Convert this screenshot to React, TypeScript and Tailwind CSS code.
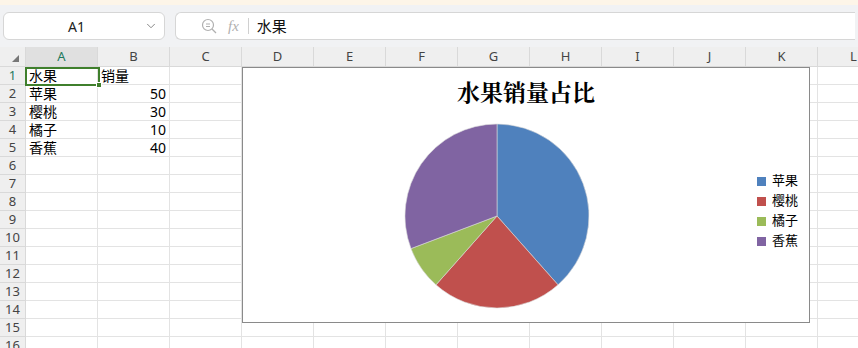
import { ChevronDown } from "lucide-react";

const columns = ["A", "B", "C", "D", "E", "F", "G", "H", "I", "J", "K", "L"];
const rows = Array.from({ length: 16 }, (_, i) => i + 1);

const cells: Record<string, { text: string; right?: boolean }> = {
  A1: { text: "水果" },
  B1: { text: "销量" },
  A2: { text: "苹果" },
  B2: { text: "50", right: true },
  A3: { text: "樱桃" },
  B3: { text: "30", right: true },
  A4: { text: "橘子" },
  B4: { text: "10", right: true },
  A5: { text: "香蕉" },
  B5: { text: "40", right: true },
};

const slices = [
  { name: "苹果", value: 50, color: "#4f81bd" },
  { name: "樱桃", value: 30, color: "#c0504d" },
  { name: "橘子", value: 10, color: "#9bbb59" },
  { name: "香蕉", value: 40, color: "#8064a2" },
];

function PieChart() {
  const total = slices.reduce((sum, s) => sum + s.value, 0);
  const cx = 100;
  const cy = 100;
  const r = 92;
  let angle = 0;
  return (
    <svg width="200" height="200" viewBox="0 0 200 200">
      {slices.map((s) => {
        const start = angle;
        angle += (s.value / total) * Math.PI * 2;
        const x1 = cx + r * Math.sin(start);
        const y1 = cy - r * Math.cos(start);
        const x2 = cx + r * Math.sin(angle);
        const y2 = cy - r * Math.cos(angle);
        const large = angle - start > Math.PI ? 1 : 0;
        return (
          <path
            key={s.name}
            d={`M${cx} ${cy} L${x1} ${y1} A${r} ${r} 0 ${large} 1 ${x2} ${y2} Z`}
            fill={s.color}
            stroke="#d9d9d9"
            strokeWidth="0.6"
          />
        );
      })}
    </svg>
  );
}

export default function App() {
  return (
    <div className="h-[348px] w-[858px] overflow-hidden bg-white font-['Noto_Sans','Noto_Sans_CJK_SC',sans-serif] text-black">
      <div className="h-[5px] bg-[#fdf5e8]" />
      <div className="flex h-[42px] items-start gap-[10px] bg-[#f1f2f4] px-[3px] pt-[7px]">
        <div className="flex h-[28px] w-[162px] items-center justify-between rounded-[6px] border border-[#d6d6d6] bg-white pl-[64px] pr-[6px]">
          <span className="text-[14px] text-[#222]">A1</span>
          <ChevronDown size={14} strokeWidth={1.5} className="text-[#777]" />
        </div>
        <div className="flex h-[28px] flex-1 items-center rounded-l-[6px] border border-r-0 border-[#d6d6d6] bg-white pl-[24px]">
          <svg width="18" height="18" viewBox="0 0 18 18" fill="none" stroke="#b0b0b0" strokeWidth="1.2">
            <circle cx="8" cy="8" r="5.5" />
            <path d="M12 12 L16 16" />
            <path d="M6 7 H10 M6 9.5 H10" />
          </svg>
          <span className="ml-[10px] font-['Liberation_Serif',serif] text-[15px] italic text-[#b0b0b0]">fx</span>
          <div className="ml-[9px] h-[16px] w-px bg-[#d0d0d0]" />
          <span className="ml-[8px] text-[15px] text-[#111]">水果</span>
        </div>
      </div>

      <div className="relative">
        <div className="grid grid-cols-[26px_repeat(12,72px)] grid-rows-[20px_repeat(16,18px)]">
          <div className="relative border-b border-r border-[#d9d9d9] bg-[#efefef]">
            <svg className="absolute bottom-[4px] right-[6px]" width="7" height="7" viewBox="0 0 7 7">
              <path d="M7 0 L7 7 L0 7 Z" fill="#777" />
            </svg>
          </div>
          {columns.map((c) => (
            <div
              key={c}
              className={`flex items-center justify-center border-b border-r border-[#d9d9d9] text-[13px] ${
                c === "A" ? "bg-[#e0e0e0] text-[#1e7a5e]" : "bg-[#efefef] text-[#444]"
              }`}
            >
              {c}
            </div>
          ))}
          {rows.map((r) => (
            <>
              <div
                key={`h${r}`}
                className={`flex items-center justify-center border-b border-r border-[#d9d9d9] bg-[#efefef] text-[13px] ${
                  r === 1 ? "text-[#1e7a5e]" : "text-[#444]"
                }`}
              >
                {r}
              </div>
              {columns.map((c) => {
                const cell = cells[`${c}${r}`];
                return (
                  <div
                    key={`${c}${r}`}
                    className={`flex items-center overflow-hidden border-b border-r border-[#e3e3e3] px-[3px] text-[14px] leading-none ${
                      cell?.right ? "justify-end" : "justify-start"
                    }`}
                  >
                    {cell?.text}
                  </div>
                );
              })}
            </>
          ))}
        </div>

        <div className="absolute left-[25px] top-[20px] h-[19px] w-[75px] border-2 border-[#3f7f2c]">
          <div className="absolute -bottom-[4px] -right-[4px] h-[6px] w-[6px] border border-white bg-[#3f7f2c]" />
        </div>

        <div className="absolute left-[242px] top-[20px] flex h-[256px] w-[568px] flex-col border border-[#8a8a8a] bg-white">
          <div className="mt-[9px] text-center font-['Noto_Serif_CJK_SC','Noto_Sans_CJK_SC',serif] text-[23px] font-bold leading-[30px]">
            水果销量占比
          </div>
          <div className="relative flex-1">
            <div className="absolute left-[154px] top-[9px]">
              <PieChart />
            </div>
            <div className="absolute left-[514px] top-[66px] flex flex-col gap-[4px]">
              {slices.map((s) => (
                <div key={s.name} className="flex h-[16px] items-center gap-[6px] text-[13px]">
                  <span className="h-[9px] w-[9px]" style={{ backgroundColor: s.color }} />
                  <span>{s.name}</span>
                </div>
              ))}
            </div>
          </div>
        </div>
      </div>
    </div>
  );
}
● ● ●
* **Work instructions**:
Drop the images and repeat the data exactly.

* **Task output**:
Convert this screenshot to React, TypeScript and Tailwind CSS code.
import { ChevronDown } from "lucide-react";

const columns = ["A", "B", "C", "D", "E", "F", "G", "H", "I", "J", "K", "L"];
const rows = Array.from({ length: 16 }, (_, i) => i + 1);

const cells: Record<string, { text: string; right?: boolean }> = {
  A1: { text: "水果" },
  B1: { text: "销量" },
  A2: { text: "苹果" },
  B2: { text: "50", right: true },
  A3: { text: "樱桃" },
  B3: { text: "30", right: true },
  A4: { text: "橘子" },
  B4: { text: "10", right: true },
  A5: { text: "香蕉" },
  B5: { text: "40", right: true },
};

const slices = [
  { name: "苹果", value: 50, color: "#4f81bd" },
  { name: "樱桃", value: 30, color: "#c0504d" },
  { name: "橘子", value: 10, color: "#9bbb59" },
  { name: "香蕉", value: 40, color: "#8064a2" },
];

function PieChart() {
  const total = slices.reduce((sum, s) => sum + s.value, 0);
  const cx = 100;
  const cy = 100;
  const r = 92;
  let angle = 0;
  return (
    <svg width="200" height="200" viewBox="0 0 200 200">
      {slices.map((s) => {
        const start = angle;
        angle += (s.value / total) * Math.PI * 2;
        const x1 = cx + r * Math.sin(start);
        const y1 = cy - r * Math.cos(start);
        const x2 = cx + r * Math.sin(angle);
        const y2 = cy - r * Math.cos(angle);
        const large = angle - start > Math.PI ? 1 : 0;
        return (
          <path
            key={s.name}
            d={`M${cx} ${cy} L${x1} ${y1} A${r} ${r} 0 ${large} 1 ${x2} ${y2} Z`}
            fill={s.color}
            stroke="#d9d9d9"
            strokeWidth="0.6"
          />
        );
      })}
    </svg>
  );
}

export default function App() {
  return (
    <div className="h-[348px] w-[858px] overflow-hidden bg-white font-['Noto_Sans','Noto_Sans_CJK_SC',sans-serif] text-black">
      <div className="h-[5px] bg-[#fdf5e8]" />
      <div className="flex h-[42px] items-start gap-[10px] bg-[#f1f2f4] px-[3px] pt-[7px]">
        <div className="flex h-[28px] w-[162px] items-center justify-between rounded-[6px] border border-[#d6d6d6] bg-white pl-[64px] pr-[6px]">
          <span className="text-[14px] text-[#222]">A1</span>
          <ChevronDown size={14} strokeWidth={1.5} className="text-[#777]" />
        </div>
        <div className="flex h-[28px] flex-1 items-center rounded-l-[6px] border border-r-0 border-[#d6d6d6] bg-white pl-[24px]">
          <svg width="18" height="18" viewBox="0 0 18 18" fill="none" stroke="#b0b0b0" strokeWidth="1.2">
            <circle cx="8" cy="8" r="5.5" />
            <path d="M12 12 L16 16" />
            <path d="M6 7 H10 M6 9.5 H10" />
          </svg>
          <span className="ml-[10px] font-['Liberation_Serif',serif] text-[15px] italic text-[#b0b0b0]">fx</span>
          <div className="ml-[9px] h-[16px] w-px bg-[#d0d0d0]" />
          <span className="ml-[8px] text-[15px] text-[#111]">水果</span>
        </div>
      </div>

      <div className="relative">
        <div className="grid grid-cols-[26px_repeat(12,72px)] grid-rows-[20px_repeat(16,18px)]">
          <div className="relative border-b border-r border-[#d9d9d9] bg-[#efefef]">
            <svg className="absolute bottom-[4px] right-[6px]" width="7" height="7" viewBox="0 0 7 7">
              <path d="M7 0 L7 7 L0 7 Z" fill="#777" />
            </svg>
          </div>
          {columns.map((c) => (
            <div
              key={c}
              className={`flex items-center justify-center border-b border-r border-[#d9d9d9] text-[13px] ${
                c === "A" ? "bg-[#e0e0e0] text-[#1e7a5e]" : "bg-[#efefef] text-[#444]"
              }`}
            >
              {c}
            </div>
          ))}
          {rows.map((r) => (
            <>
              <div
                key={`h${r}`}
                className={`flex items-center justify-center border-b border-r border-[#d9d9d9] bg-[#efefef] text-[13px] ${
                  r === 1 ? "text-[#1e7a5e]" : "text-[#444]"
                }`}
              >
                {r}
              </div>
              {columns.map((c) => {
                const cell = cells[`${c}${r}`];
                return (
                  <div
                    key={`${c}${r}`}
                    className={`flex items-center overflow-hidden border-b border-r border-[#e3e3e3] px-[3px] text-[14px] leading-none ${
                      cell?.right ? "justify-end" : "justify-start"
                    }`}
                  >
                    {cell?.text}
                  </div>
                );
              })}
            </>
          ))}
        </div>

        <div className="absolute left-[25px] top-[20px] h-[19px] w-[75px] border-2 border-[#3f7f2c]">
          <div className="absolute -bottom-[4px] -right-[4px] h-[6px] w-[6px] border border-white bg-[#3f7f2c]" />
        </div>

        <div className="absolute left-[242px] top-[20px] flex h-[256px] w-[568px] flex-col border border-[#8a8a8a] bg-white">
          <div className="mt-[9px] text-center font-['Noto_Serif_CJK_SC','Noto_Sans_CJK_SC',serif] text-[23px] font-bold leading-[30px]">
            水果销量占比
          </div>
          <div className="relative flex-1">
            <div className="absolute left-[154px] top-[9px]">
              <PieChart />
            </div>
            <div className="absolute left-[514px] top-[66px] flex flex-col gap-[4px]">
              {slices.map((s) => (
                <div key={s.name} className="flex h-[16px] items-center gap-[6px] text-[13px]">
                  <span className="h-[9px] w-[9px]" style={{ backgroundColor: s.color }} />
                  <span>{s.name}</span>
                </div>
              ))}
            </div>
          </div>
        </div>
      </div>
    </div>
  );
}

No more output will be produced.